Prigozhin demanded that Russian Defence Minister Sergei Shoigu and Valery Gerasimov, the chief of the General Staff, whom he has pledged to oust over what he says is their disastrous leadership of the war against Ukraine, come to see him in Rostov, a city near the Ukrainian border.
He had earlier said that he had 25,000 fighters moving towards Moscow to “restore justice” and had alleged, without providing evidence, that the military had killed a huge number of fighters from his Wagner private militia in an air strike, something the defence ministry denied.
“Those who destroyed our lads, who destroyed the lives of many tens of thousands of Russian soldiers, will be punished. I ask that no one offer resistance…,” he said in one of many frenzied audio messages.
“There are 25,000 of us and we are going to figure out why chaos is happening in the country,” he said, promising to destroy any checkpoints or air forces that got in Wagner’s way.
Zelensky adviser on Wagner operation: ‘Everything is just beginning in Russia’
A senior aide to Ukrainian President Volodymyr Zelensky described the actions by Russian mercenary leader Yevgeny Prigozhin as a “counter-terrorist operation” and said that “everything is just beginning in Russia”.
“The split between the elites is too obvious. Agreeing and pretending that everything is settled won’t work,” Mykhailo Podolyak tweeted on Saturday.
“Someone must definitely lose: either Prigozhin…or the collective ‘anti-Prygozhin’,” he added.
“Everything is just beginning in Russia.”
Russian mercenary boss says troops willing to go ‘all the way’ in rebellion
Russian mercenary boss Yevgeny Prigozhin said on Saturday his Wagner fighters had crossed the border into Russia from Ukraine and were prepared to go “all the way” against Moscow’s military, hours after the Kremlin accused him of armed mutiny.
As a long-running standoff between Prigozhin and the military top brass appeared to come to a head, Russia’s FSB security service opened a criminal case against him, TASS news agency said. It called on the Wagner private military company forces to ignore his orders and arrest him.
Wagner fighters had entered the southern Russian city of Rostov, Prigozhin said in an audio recording posted on Telegram. He said he and his men would destroy anyone who stood in their way. Prigozhin earlier said, without providing evidence, that Russia’s military leadership had killed a huge number of his troops in an air strike and vowed to punish them.

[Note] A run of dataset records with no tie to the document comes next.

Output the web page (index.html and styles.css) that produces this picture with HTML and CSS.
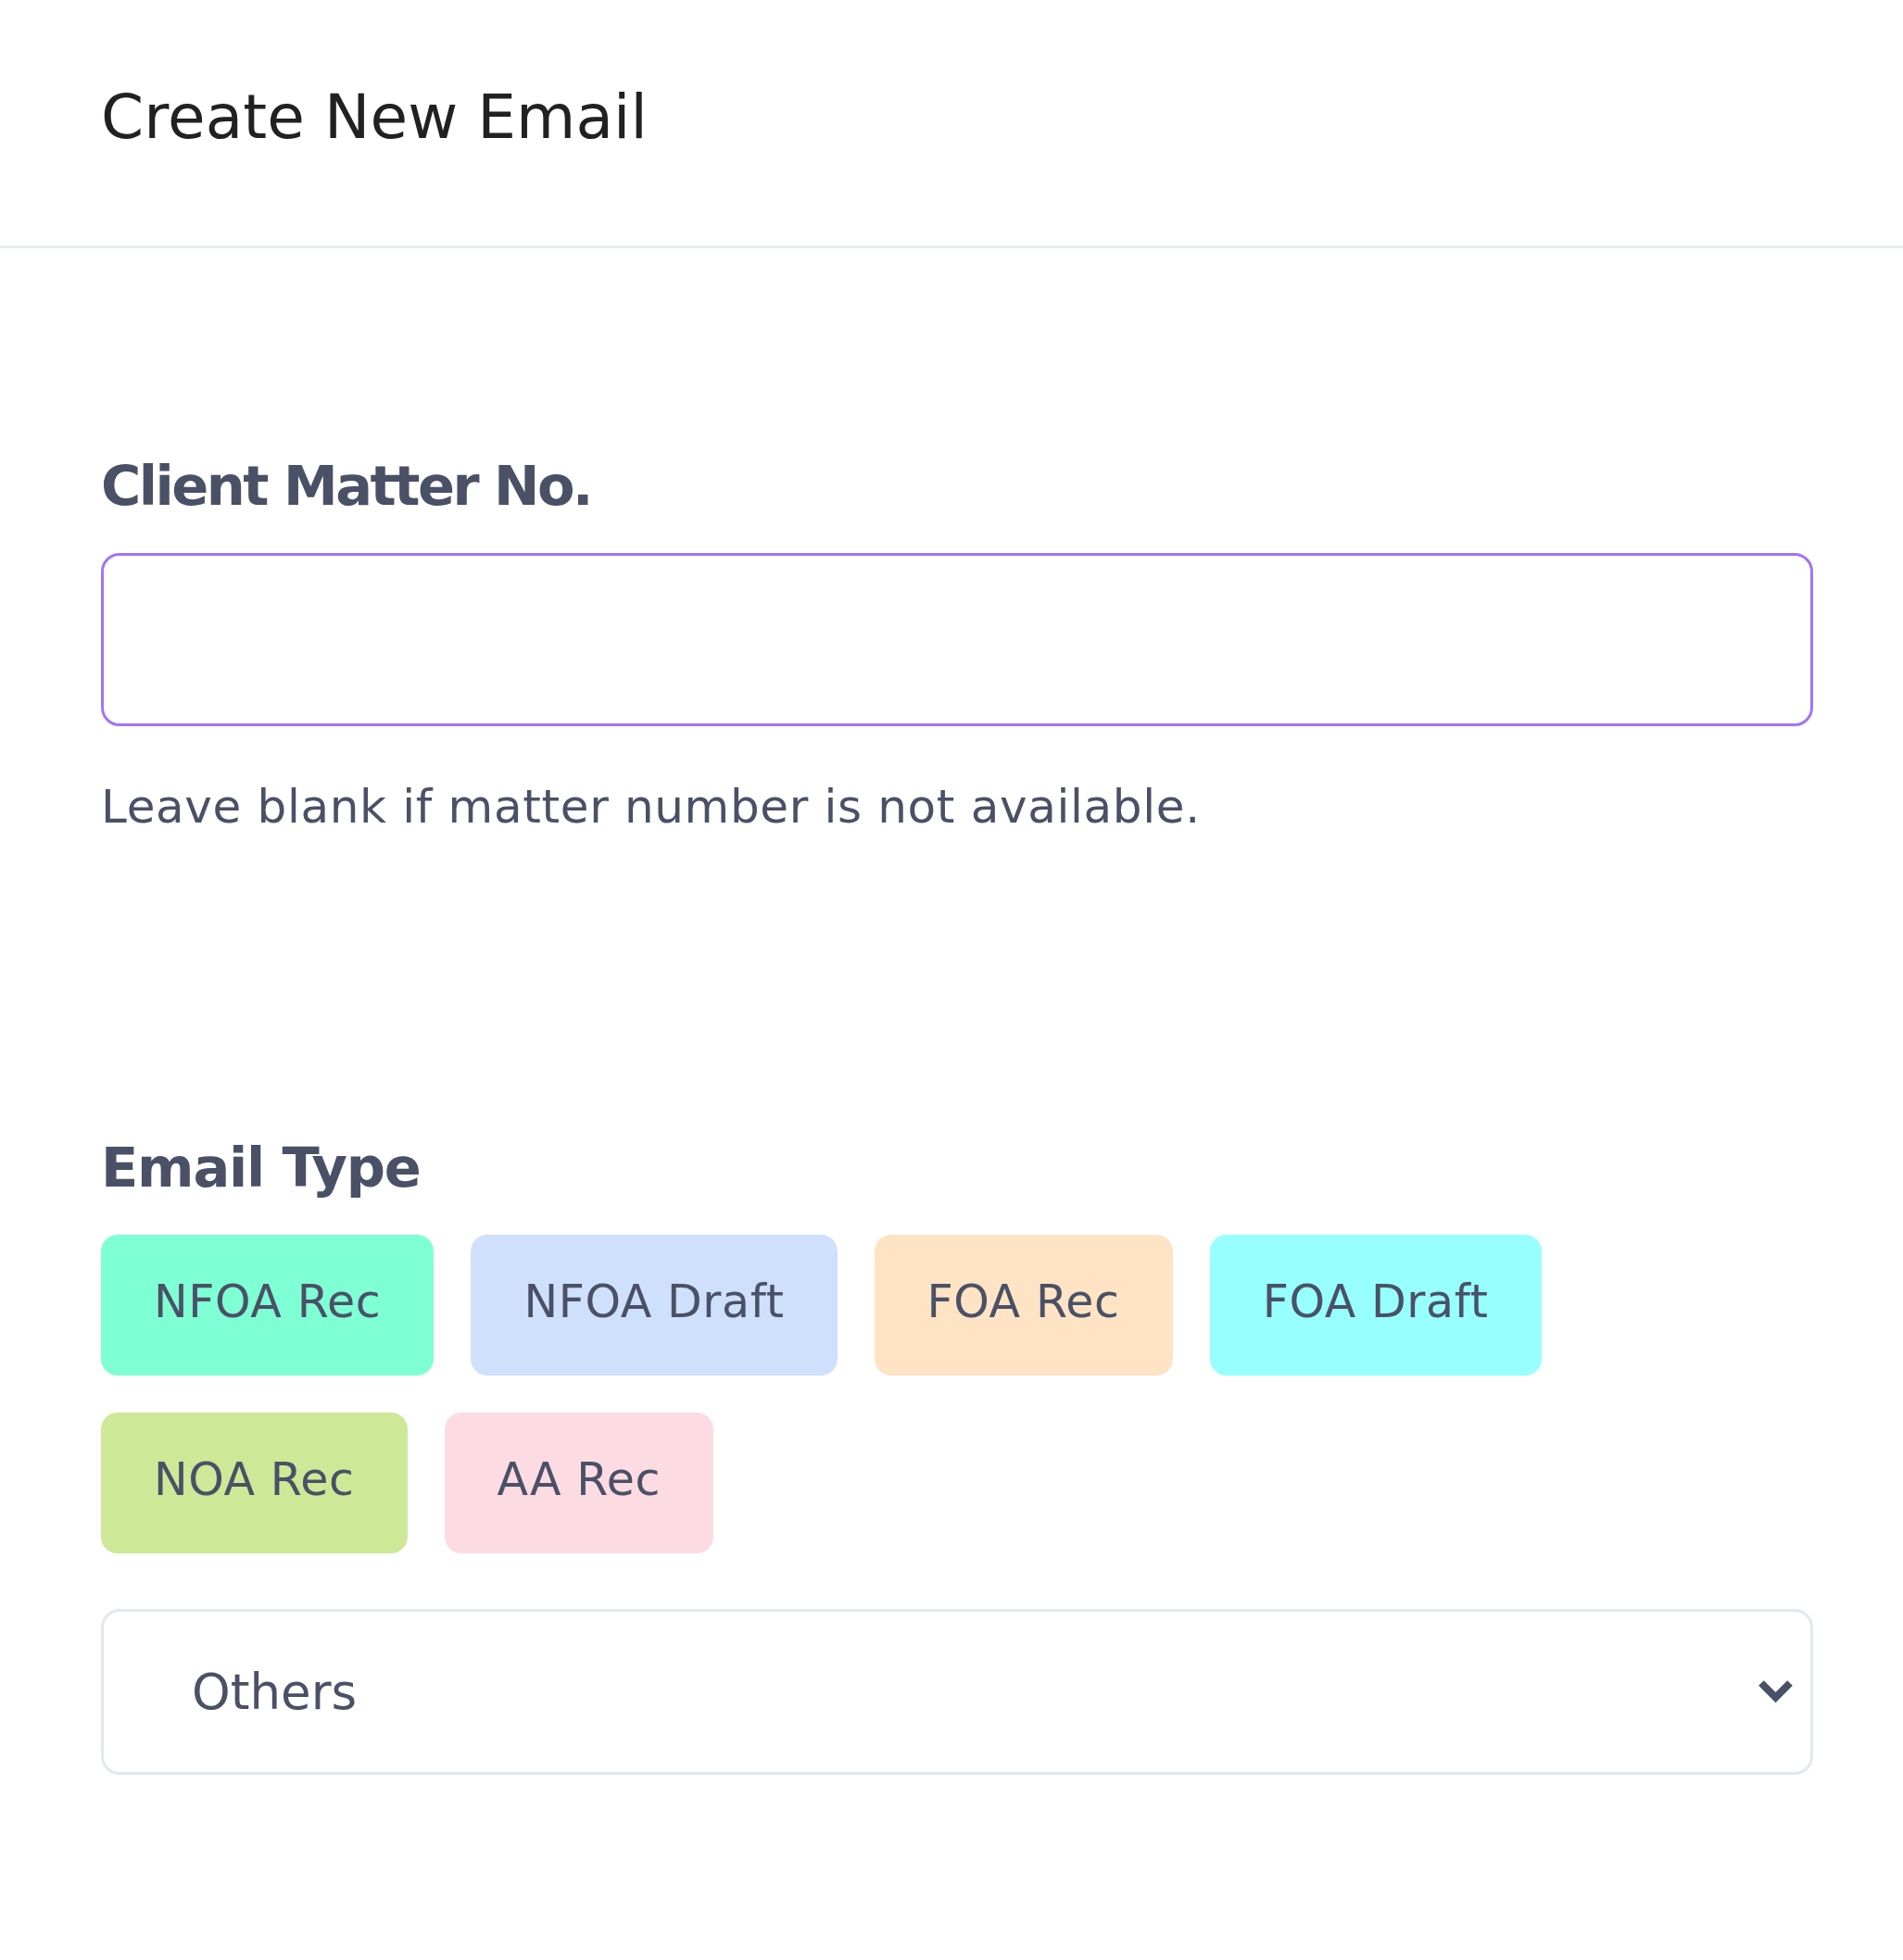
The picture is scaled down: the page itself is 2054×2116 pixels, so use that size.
FILE: index.html
```html
<!DOCTYPE html>
<html lang="en">
<head>
<meta charset="utf-8">
<title>Create New Email</title>
<link rel="stylesheet" href="styles.css">
</head>
<body>
<div class="page">
  <header class="header">
    <h1 class="title">Create New Email</h1>
  </header>
  <main class="content">
    <section class="field field-matter">
      <label class="label" for="matter">Client Matter No.</label>
      <input class="text-input" id="matter" type="text">
      <p class="help">Leave blank if matter number is not available.</p>
    </section>
    <section class="field field-type">
      <div class="label label-type">Email Type</div>
      <div class="chips">
        <button class="chip chip-nfoa-rec">NFOA Rec</button>
        <button class="chip chip-nfoa-draft">NFOA Draft</button>
        <button class="chip chip-foa-rec">FOA Rec</button>
        <button class="chip chip-foa-draft">FOA Draft</button>
        <button class="chip chip-noa-rec">NOA Rec</button>
        <button class="chip chip-aa-rec">AA Rec</button>
      </div>
      <div class="select">
        <span class="select-value">Others</span>
        <svg class="chevron" width="37" height="25" viewBox="0 0 37 25" aria-hidden="true">
          <polyline points="3,3 18.5,18.5 34,3" fill="none" stroke="#4a5066" stroke-width="8" stroke-linecap="butt" stroke-linejoin="miter"/>
        </svg>
      </div>
    </section>
  </main>
</div>
</body>
</html>
```
FILE: styles.css
```css
* {
  box-sizing: border-box;
}

html, body {
  margin: 0;
  padding: 0;
  background: #ffffff;
}

body {
  font-family: "DejaVu Sans", "Liberation Sans", sans-serif;
  color: #4a5166;
}

.page {
  width: 2054px;
  min-height: 2116px;
  background: #ffffff;
}

.header {
  padding: 94px 97px 105px 109px;
  border-bottom: 3px solid #e9edf2;
}

.title {
  margin: 0;
  font-size: 66px;
  line-height: 66px;
  font-weight: 400;
  letter-spacing: 0.1px;
  color: #212121;
}

.content {
  padding: 0 97px 0 109px;
}

.field-matter {
  padding-top: 227px;
}

.label {
  display: block;
  margin: 0;
  font-size: 59px;
  line-height: 59px;
  font-weight: 700;
  letter-spacing: -2.5px;
  color: #4a5166;
}

.label-type {
  letter-spacing: -1.2px;
}

.text-input {
  display: block;
  width: 100%;
  height: 187px;
  margin-top: 43px;
  border: 3px solid #a174f7;
  border-radius: 20px;
  background: #ffffff;
  outline: none;
  font-family: inherit;
  font-size: 50px;
  padding: 0 40px;
}

.help {
  margin: 62px 0 0 0;
  font-size: 50px;
  line-height: 50px;
  letter-spacing: 0.65px;
  color: #4a5166;
}

.field-type {
  padding-top: 335px;
}

.chips {
  display: flex;
  flex-wrap: wrap;
  gap: 40px;
  margin-top: 43px;
}

.chip {
  height: 152px;
  padding: 0 57px 6px 57px;
  border: none;
  border-radius: 18px;
  font-family: inherit;
  font-size: 49px;
  line-height: 146px;
  letter-spacing: 0.6px;
  color: #4a5166;
  white-space: nowrap;
  cursor: pointer;
}

.chip-nfoa-rec { background: #7fffd4; }
.chip-nfoa-draft { background: #cfe0fc; }
.chip-foa-rec { background: #fee4c4; }
.chip-foa-draft { background: #97fffe; }
.chip-noa-rec { background: #cde897; }
.chip-aa-rec { background: #fddbe3; }

.select {
  display: flex;
  align-items: center;
  justify-content: space-between;
  height: 179px;
  margin-top: 60px;
  padding: 0 19px 0 95px;
  border: 3px solid #e3e8ee;
  border-radius: 20px;
  background: #ffffff;
}

.select-value {
  font-size: 53px;
  line-height: 53px;
  color: #4a5166;
}

.chevron {
  display: block;
  flex: none;
}
```
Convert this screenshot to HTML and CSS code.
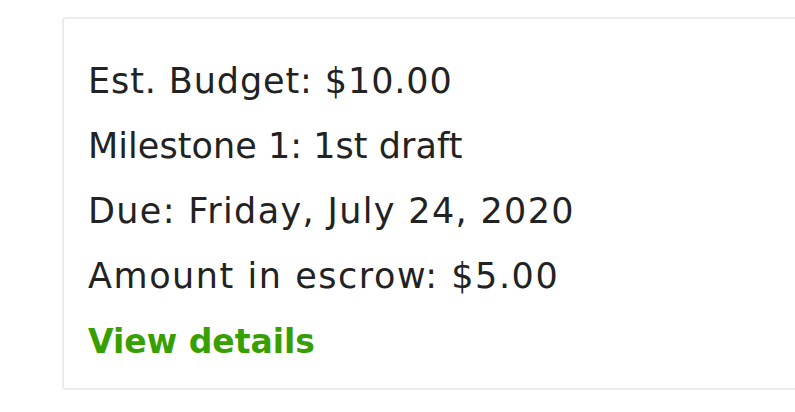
FILE: index.html
```html
<!DOCTYPE html>
<html lang="en">
<head>
<meta charset="utf-8">
<link rel="stylesheet" href="styles.css">
</head>
<body>
<div class="card">
  <p class="line line-budget">Est. Budget: $10.00</p>
  <p class="line line-milestone">Milestone 1: 1st draft</p>
  <p class="line line-due">Due: Friday, July 24, 2020</p>
  <p class="line line-escrow">Amount in escrow: $5.00</p>
  <a class="link" href="#">View details</a>
</div>
</body>
</html>
```
FILE: styles.css
```css
html, body {
  margin: 0;
  padding: 0;
  background: #ffffff;
  overflow: hidden;
}
body {
  width: 795px;
  height: 412px;
  font-family: "DejaVu Sans", "Liberation Sans", sans-serif;
}
.card {
  margin: 17px 0 0 62px;
  width: 733px;
  border: 2px solid #ececec;
  border-right: none;
  border-radius: 4px 0 0 4px;
  padding: 30px 24px 14px 24px;
  box-sizing: border-box;
  display: flex;
  flex-direction: column;
  align-items: flex-start;
}
.line {
  margin: 0;
  font-size: 35px;
  line-height: 65px;
  color: #222222;
  letter-spacing: 1.1px;
}
.line-budget {
  letter-spacing: 0.9px;
}
.line-milestone {
  letter-spacing: 0.05px;
}
.line-due {
  letter-spacing: 1.35px;
}
.line-escrow {
  letter-spacing: 1.55px;
}
.link {
  font-size: 33px;
  line-height: 65px;
  color: #37a000;
  font-weight: 700;
  text-decoration: none;
}
```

He said his actions were not a military coup. But in a frenzied series of audio messages, in which the sound of his voice sometimes varied and could not be independently verified, he appeared to suggest that his 25,000-strong militia was en route to oust the leadership of the defence ministry in Moscow.
Security was stepped up on Friday night at government buildings, transport facilities and other key locations in Moscow, TASS reported, citing a source at a security service.